T. grabbed my hands and with shock just said: “Holy shit!”
In this moment I started to feel like there was probably something wrong. So I asked him what was going on, and told him I had washed my hands already. Yeah there was still some soil but I would need a small brush to clean it, which we also don’t have.
However T. was in his scary mood and told me with a serious expression: “Do you understand that you could die?” I just answered “of course I don’t understand” and I told him that he dramatises everything and it is ridiculous. I just left the room to disinfect the calluses, hoping this would make him happy.
My continuing calm made his anxiety stronger and he became more frustrated. He started to google some articles about something called Melioidosis.
I don’t know about you guys, but I had never heard of it in my whole life.
So I read these articles about living in tropical areas and how dangerous it is do anything here without gloves, how people have died because of this bacteria which gives you similar symptoms to the flu.

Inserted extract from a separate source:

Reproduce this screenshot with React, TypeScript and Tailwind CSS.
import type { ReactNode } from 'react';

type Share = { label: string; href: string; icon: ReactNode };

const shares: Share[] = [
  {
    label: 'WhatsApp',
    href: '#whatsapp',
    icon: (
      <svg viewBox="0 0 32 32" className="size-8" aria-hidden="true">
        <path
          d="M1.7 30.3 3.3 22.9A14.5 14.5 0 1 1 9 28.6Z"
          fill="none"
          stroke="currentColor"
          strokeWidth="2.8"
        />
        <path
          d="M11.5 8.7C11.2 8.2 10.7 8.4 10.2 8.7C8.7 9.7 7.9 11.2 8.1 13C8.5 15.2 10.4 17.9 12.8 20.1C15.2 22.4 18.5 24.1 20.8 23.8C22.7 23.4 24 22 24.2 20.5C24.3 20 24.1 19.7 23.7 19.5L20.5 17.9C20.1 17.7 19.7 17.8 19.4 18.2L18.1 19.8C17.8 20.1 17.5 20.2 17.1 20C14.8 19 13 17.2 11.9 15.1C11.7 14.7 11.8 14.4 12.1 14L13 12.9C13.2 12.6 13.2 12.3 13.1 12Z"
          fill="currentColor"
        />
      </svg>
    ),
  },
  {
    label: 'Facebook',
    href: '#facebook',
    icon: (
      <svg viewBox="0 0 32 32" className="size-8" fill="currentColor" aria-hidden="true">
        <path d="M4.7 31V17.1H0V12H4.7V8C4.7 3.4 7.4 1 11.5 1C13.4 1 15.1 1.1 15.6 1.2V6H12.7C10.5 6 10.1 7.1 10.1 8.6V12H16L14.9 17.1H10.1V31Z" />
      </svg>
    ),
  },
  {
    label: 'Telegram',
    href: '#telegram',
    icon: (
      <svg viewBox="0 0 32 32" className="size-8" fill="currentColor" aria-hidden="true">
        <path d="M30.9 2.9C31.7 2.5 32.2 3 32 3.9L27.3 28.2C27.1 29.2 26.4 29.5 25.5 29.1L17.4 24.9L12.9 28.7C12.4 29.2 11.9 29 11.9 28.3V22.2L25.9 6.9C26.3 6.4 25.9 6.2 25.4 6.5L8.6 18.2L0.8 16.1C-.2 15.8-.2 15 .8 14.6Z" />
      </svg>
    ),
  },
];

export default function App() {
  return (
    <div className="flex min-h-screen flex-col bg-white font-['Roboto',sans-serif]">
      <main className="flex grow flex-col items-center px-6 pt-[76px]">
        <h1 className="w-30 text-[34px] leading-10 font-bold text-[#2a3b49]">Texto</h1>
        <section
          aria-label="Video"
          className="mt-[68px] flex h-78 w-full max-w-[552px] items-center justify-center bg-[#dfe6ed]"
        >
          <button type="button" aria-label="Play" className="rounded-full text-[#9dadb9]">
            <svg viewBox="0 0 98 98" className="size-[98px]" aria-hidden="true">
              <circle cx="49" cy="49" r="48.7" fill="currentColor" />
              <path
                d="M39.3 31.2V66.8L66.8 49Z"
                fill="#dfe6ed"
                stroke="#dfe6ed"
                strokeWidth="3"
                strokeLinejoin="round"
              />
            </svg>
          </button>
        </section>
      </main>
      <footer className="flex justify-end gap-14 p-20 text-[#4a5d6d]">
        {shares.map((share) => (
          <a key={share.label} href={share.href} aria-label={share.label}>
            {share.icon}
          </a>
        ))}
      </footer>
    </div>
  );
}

When I finished reading I didn’t feel nice, which T. didn’t help by calling his mum, who is a nurse and had worked with people who had this bacteria. She asked me many questions and told us that T. must observe me for a couple of days.
I don’t know if you know it, but I think what usually happens when somebody mentions symptoms to you, you usually start to feel like you have them. The brain can be a bitch.

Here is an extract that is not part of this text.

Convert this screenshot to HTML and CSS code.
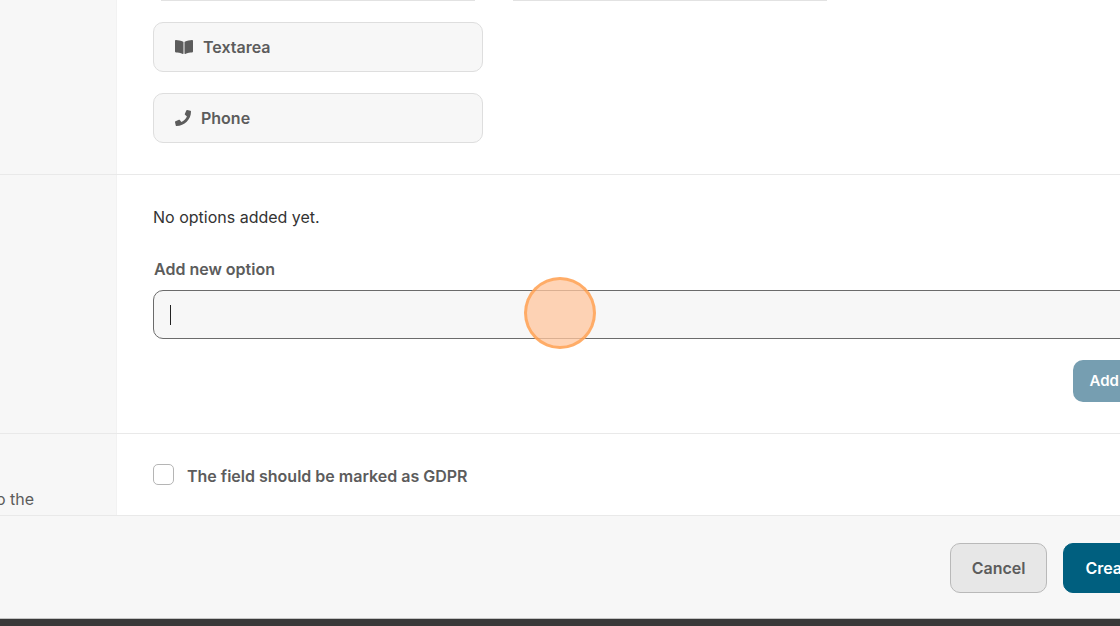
FILE: index.html
```html
<!DOCTYPE html>
<html lang="en">
<head>
<meta charset="utf-8">
<title>Create field</title>
<link rel="stylesheet" href="styles.css">
</head>
<body>
<div class="app">
  <main class="sections">
    <section class="row">
      <div class="hint"></div>
      <div class="content types">
        <div class="type-stub"></div>
        <div class="type-stub"></div>
        <button class="type" type="button">
          <svg class="icon-book" viewBox="0 0 576 512" aria-hidden="true"><path d="M542.2 32.1c-54.8 3.100-163.700 14.400-231 55.600-4.600 2.800-7.300 7.900-7.300 13.200v363.900c0 11.600 12.600 18.900 23.300 13.500 69.200-34.800 169.200-44.300 218.700-46.900 16.900-.9 30-14.400 30-30.700V62.800c0-17.700-15.400-31.800-33.700-30.700zM264.700 87.600C197.500 46.400 88.600 35.100 33.800 32 15.500 31 0 45 0 62.800V400.600c0 16.200 13.100 29.800 30 30.700 49.500 2.600 149.600 12.100 218.800 47 10.600 5.300 23.200-2 23.200-13.600V100.600c0-5.300-2.600-10.100-7.300-13z"/></svg>
          <span>Textarea</span>
        </button>
        <div></div>
        <button class="type" type="button">
          <svg class="icon-phone" viewBox="0 0 512 512" aria-hidden="true"><path d="M493.400 24.600l-104-24c-11.300-2.600-22.900 3.300-27.500 13.900l-48 112c-4.200 9.800-1.400 21.300 6.900 28l60.600 49.600c-36 76.700-98.900 140.500-177.200 177.200l-49.600-60.600c-6.800-8.300-18.200-11.100-28-6.900l-112 48C3.900 366.500-2 378.100.6 389.400l24 104C27.100 504.200 36.700 512 48 512c256.100 0 464-207.500 464-464 0-11.200-7.700-20.900-18.600-23.400z"/></svg>
          <span>Phone</span>
        </button>
      </div>
    </section>
    <section class="row">
      <div class="hint"></div>
      <div class="content options">
        <p class="empty">No options added yet.</p>
        <label class="label" for="option">Add new option</label>
        <div class="field">
          <input class="input" id="option" type="text">
          <span class="caret"></span>
          <span class="pointer"></span>
        </div>
        <button class="add" type="button">Add</button>
      </div>
    </section>
    <section class="row">
      <div class="hint"><p class="hint-text">to the</p></div>
      <div class="content gdpr">
        <input class="check" id="gdpr" type="checkbox">
        <label for="gdpr">The field should be marked as GDPR</label>
      </div>
    </section>
  </main>
  <footer class="footer">
    <button class="cancel" type="button">Cancel</button>
    <button class="create" type="button">Create</button>
  </footer>
  <div class="base"></div>
</div>
</body>
</html>
```

FILE: styles.css
```css
* {
  box-sizing: border-box;
}

body {
  margin: 0;
  overflow: hidden;
  background: #fff;
  color: #5c5c5c;
  font: 16px/24px Inter, "Liberation Sans", sans-serif;
}

button {
  font: inherit;
  font-weight: 600;
}

/* The panel runs past the right edge of the window. */
.app {
  display: flex;
  flex-direction: column;
  width: calc(100% + 56px);
  min-height: 100vh;
}

.row {
  display: grid;
  grid-template-columns: 117px 1fr;
  border-bottom: 1px solid #e9e9e9;
}

.hint {
  display: flex;
  justify-content: flex-end;
  background: #f7f7f7;
  border-right: 1px solid #f2f2f2;
}

.hint-text {
  margin: 0;
  padding: 53px 82px 4px 0;
  white-space: nowrap;
}

.content {
  padding: 30px 40px 31px 36px;
}

.types {
  display: grid;
  grid-template-columns: 330px 330px;
  column-gap: 22px;
  row-gap: 21px;
  padding-top: 0;
}

.type-stub {
  height: 1px;
  margin: 0 8px;
  background: #e2e2e2;
}

.type {
  display: flex;
  align-items: center;
  gap: 10px;
  height: 50px;
  padding: 0 21px;
  border: 1px solid #dedede;
  border-radius: 10px;
  background: #f7f7f7;
  color: #5c5c5c;
}

.type svg {
  fill: #5c5c5c;
}

.icon-book {
  width: 18px;
  height: 16px;
}

.icon-phone {
  width: 16px;
  height: 16px;
}

.options {
  display: flex;
  flex-direction: column;
}

.empty {
  margin: 0 0 28px;
  color: #333;
}

.label {
  margin: 0 0 9px 1px;
  font-weight: 600;
}

.field {
  position: relative;
  margin-bottom: 21px;
}

.input {
  display: block;
  width: 100%;
  height: 49px;
  padding: 0 16px;
  border: 1px solid #6b6b6b;
  border-radius: 10px;
  outline: none;
  background: #f7f7f7;
  color: #333;
  font: inherit;
}

.caret {
  position: absolute;
  top: 15px;
  left: 17px;
  width: 1px;
  height: 20px;
  background: #222;
}

.pointer {
  position: absolute;
  top: -13px;
  left: 371px;
  width: 72px;
  height: 72px;
  border: 3px solid rgba(255, 145, 50, 0.6);
  border-radius: 50%;
  background: rgba(255, 198, 158, 0.75);
}

.add {
  align-self: flex-end;
  height: 42px;
  padding: 0 17px;
  border: 0;
  border-radius: 10px;
  background: #769eb1;
  color: #fff;
  font-size: 15px;
}

.gdpr {
  display: flex;
  align-items: flex-start;
  gap: 13px;
  padding-bottom: 0;
  font-weight: 600;
}

.check {
  appearance: none;
  width: 21px;
  height: 21px;
  margin: 0;
  border: 1px solid #b5b5b5;
  border-radius: 5px;
  background: #fff;
}

.footer {
  display: flex;
  flex: 1;
  align-items: center;
  justify-content: flex-end;
  gap: 16px;
  padding: 26px 17px 24px;
  background: #f7f7f7;
}

.cancel,
.create {
  height: 50px;
  padding: 0 21px;
  border: 1px solid #b9b9b9;
  border-radius: 10px;
  background: #e7e7e7;
  color: #5c5c5c;
}

.create {
  border-color: #005f7f;
  background: #005f7f;
  color: #fff;
}

.base {
  height: 8px;
  border-top: 1px solid #c4c4c4;
  background: #393939;
}
```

I got only a cough from the air-conditioning, so nothing bad happened until next day.
When we woke up the next day, I saw that T. had one swollen right arm with two bites on his skin.
After asking him what happened to his arm, he simply replied, without a blink, that probably a white spider had bitten him. I tried to be calm so I just responded by asking: “Where would have you been bitten by a white spider? This is a nonsense.” But T. made it better and said: “In our bed of course.”

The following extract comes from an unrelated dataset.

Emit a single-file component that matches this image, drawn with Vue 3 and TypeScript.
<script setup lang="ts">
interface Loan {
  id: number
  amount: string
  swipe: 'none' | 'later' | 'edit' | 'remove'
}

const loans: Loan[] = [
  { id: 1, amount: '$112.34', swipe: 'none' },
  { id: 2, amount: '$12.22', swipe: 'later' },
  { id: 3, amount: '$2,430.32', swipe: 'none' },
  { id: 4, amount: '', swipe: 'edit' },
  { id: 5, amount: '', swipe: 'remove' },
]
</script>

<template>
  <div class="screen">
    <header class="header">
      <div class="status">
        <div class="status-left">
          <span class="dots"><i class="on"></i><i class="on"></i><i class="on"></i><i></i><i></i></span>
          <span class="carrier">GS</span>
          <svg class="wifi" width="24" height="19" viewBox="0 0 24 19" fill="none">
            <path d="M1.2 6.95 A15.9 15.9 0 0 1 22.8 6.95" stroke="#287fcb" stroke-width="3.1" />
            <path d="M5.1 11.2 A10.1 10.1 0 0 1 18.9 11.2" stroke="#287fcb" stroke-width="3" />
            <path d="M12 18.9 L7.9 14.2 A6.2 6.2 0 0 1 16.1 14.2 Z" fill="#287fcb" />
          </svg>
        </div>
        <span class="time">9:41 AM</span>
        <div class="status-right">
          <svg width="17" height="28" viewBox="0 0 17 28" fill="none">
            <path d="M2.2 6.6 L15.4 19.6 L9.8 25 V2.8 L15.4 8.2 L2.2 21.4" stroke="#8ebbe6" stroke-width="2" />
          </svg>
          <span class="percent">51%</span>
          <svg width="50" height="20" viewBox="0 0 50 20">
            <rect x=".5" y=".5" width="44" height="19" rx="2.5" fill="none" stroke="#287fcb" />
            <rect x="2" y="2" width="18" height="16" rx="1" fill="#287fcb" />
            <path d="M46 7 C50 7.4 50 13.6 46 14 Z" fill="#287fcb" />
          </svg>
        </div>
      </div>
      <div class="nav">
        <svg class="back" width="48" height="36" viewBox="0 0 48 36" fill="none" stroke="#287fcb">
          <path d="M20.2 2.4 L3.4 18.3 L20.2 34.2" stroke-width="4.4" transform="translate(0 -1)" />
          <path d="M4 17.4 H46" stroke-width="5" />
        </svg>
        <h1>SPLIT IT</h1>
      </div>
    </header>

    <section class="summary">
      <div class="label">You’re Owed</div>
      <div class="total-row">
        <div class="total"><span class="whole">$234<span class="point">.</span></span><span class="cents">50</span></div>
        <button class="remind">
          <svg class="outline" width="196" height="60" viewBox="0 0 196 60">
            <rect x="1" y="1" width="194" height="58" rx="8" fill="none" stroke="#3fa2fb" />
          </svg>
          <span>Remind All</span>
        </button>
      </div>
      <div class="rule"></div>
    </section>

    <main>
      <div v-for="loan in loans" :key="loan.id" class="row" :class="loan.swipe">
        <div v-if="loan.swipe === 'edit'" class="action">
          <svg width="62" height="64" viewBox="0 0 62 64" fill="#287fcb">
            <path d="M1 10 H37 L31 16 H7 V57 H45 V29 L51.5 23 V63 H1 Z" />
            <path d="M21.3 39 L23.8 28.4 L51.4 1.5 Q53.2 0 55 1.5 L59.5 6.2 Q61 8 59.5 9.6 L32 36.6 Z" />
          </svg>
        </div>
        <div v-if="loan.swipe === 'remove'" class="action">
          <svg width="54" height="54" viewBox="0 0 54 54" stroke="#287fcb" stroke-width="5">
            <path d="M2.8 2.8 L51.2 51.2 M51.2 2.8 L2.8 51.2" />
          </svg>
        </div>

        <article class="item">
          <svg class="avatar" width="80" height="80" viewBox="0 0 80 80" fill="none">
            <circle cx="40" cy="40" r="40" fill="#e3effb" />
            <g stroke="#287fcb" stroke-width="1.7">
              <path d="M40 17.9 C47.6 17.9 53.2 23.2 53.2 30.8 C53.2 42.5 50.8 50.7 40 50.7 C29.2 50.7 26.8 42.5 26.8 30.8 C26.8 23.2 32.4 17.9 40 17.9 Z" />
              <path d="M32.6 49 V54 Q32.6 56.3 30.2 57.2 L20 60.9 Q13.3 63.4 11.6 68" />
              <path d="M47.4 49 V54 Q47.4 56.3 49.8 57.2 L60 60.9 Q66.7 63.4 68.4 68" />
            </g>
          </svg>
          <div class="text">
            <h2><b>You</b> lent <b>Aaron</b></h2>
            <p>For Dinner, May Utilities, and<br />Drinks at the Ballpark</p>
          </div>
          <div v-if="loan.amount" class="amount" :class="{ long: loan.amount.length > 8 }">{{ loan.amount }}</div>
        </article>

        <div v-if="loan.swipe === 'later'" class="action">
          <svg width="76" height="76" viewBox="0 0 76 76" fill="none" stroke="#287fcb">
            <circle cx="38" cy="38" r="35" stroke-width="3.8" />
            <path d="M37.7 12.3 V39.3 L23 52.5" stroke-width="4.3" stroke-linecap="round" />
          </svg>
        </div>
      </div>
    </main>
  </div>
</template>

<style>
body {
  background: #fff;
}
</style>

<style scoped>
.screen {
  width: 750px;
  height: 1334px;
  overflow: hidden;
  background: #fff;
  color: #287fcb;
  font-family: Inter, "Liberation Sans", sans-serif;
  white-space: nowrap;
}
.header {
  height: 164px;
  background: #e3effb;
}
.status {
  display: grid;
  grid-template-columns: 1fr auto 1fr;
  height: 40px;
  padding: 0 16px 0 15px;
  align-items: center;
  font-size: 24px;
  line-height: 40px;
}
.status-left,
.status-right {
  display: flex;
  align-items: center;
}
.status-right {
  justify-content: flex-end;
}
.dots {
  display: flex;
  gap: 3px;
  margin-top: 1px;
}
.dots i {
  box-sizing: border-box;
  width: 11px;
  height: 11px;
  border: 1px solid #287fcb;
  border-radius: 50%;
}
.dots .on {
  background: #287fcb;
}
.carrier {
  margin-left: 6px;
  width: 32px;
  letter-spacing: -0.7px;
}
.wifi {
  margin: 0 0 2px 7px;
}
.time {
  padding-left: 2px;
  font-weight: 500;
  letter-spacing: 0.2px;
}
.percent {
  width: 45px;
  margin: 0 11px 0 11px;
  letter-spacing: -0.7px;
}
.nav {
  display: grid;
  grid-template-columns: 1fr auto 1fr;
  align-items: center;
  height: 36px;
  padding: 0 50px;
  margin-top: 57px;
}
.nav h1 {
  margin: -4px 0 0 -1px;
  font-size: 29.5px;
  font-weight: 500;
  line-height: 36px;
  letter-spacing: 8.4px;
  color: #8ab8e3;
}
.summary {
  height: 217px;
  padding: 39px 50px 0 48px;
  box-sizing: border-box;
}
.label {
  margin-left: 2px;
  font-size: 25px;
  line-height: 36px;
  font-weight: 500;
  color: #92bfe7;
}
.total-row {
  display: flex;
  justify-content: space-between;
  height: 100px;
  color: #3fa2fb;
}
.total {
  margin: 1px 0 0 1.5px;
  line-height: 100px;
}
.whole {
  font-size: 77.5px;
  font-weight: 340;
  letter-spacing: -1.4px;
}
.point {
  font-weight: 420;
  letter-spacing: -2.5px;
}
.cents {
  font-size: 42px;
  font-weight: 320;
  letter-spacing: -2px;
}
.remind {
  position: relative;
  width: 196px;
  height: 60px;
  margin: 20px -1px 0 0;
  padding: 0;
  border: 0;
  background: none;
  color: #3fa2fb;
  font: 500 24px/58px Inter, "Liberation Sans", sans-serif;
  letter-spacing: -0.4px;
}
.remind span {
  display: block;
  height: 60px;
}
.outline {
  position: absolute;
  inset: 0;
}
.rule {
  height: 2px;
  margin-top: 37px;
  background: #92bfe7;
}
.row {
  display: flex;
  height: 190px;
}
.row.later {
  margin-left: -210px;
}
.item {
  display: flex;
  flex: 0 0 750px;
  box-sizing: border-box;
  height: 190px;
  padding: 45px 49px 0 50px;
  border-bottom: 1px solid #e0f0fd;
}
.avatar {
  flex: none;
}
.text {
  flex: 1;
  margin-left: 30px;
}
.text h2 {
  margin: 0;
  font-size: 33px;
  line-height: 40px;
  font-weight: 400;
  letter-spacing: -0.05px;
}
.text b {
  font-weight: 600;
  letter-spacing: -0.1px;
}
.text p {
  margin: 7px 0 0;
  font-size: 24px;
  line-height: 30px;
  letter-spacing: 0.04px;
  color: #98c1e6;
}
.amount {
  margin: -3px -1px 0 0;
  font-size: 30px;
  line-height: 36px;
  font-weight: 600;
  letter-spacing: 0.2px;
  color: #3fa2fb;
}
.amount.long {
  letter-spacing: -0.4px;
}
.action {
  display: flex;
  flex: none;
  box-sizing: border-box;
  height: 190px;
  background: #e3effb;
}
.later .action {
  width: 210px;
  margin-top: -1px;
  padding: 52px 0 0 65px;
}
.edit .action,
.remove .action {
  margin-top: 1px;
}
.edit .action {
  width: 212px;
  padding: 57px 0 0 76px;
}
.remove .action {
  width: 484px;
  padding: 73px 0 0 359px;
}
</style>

I don’t think a worse possible answer exists. At that moment I didn’t like Australia for the first time. What’s more, I was not able to understand how we could have a spider in our tiny but very clean house, especially when we have grids covering all the windows and doors, or how it is possible that some spider is that cheeky and able to come bite us during the night.
We also knew that if his arm wouldn’t get better in a few days he would have to go to the clinic. To be honest healing is the other problem in a tropical area. It takes a long time.
Fortunately, after a few days his arm healed and we could relax. Well, relax until the time that one day T. pulled back the sheets and found the dead bug. It was about 7 cm long and looked like a wasp with huge antennae.
They say shocks make you stronger and probably it’s true. My reaction wasn’t a hysterical scream (like the day when I saw a 10 cm long cockroach flying around and trying to attack us), or a frightened scream (like the day a cockroach jumped on my hand when I opened a cupboard). Instead of hysteria I looked at the bug and asked “what is it?” Then we started to google entomological websites.
After two weeks in the NT I realised that with hysteria and the denial of some basic facts, like that I am living in a place with 1000 kinds of insects, spiders, reptiles, birds, crocodiles, amphibians, and other kind of mammals but also bacterias, I can’t help myself. There is only one thing which I can do and it is to be careful, enjoy it, but also check everything just in case.
PS: I am really looking forward to the day I will see some huge spider or snake. Then the vision of peace, calm and joy will be gone instantly.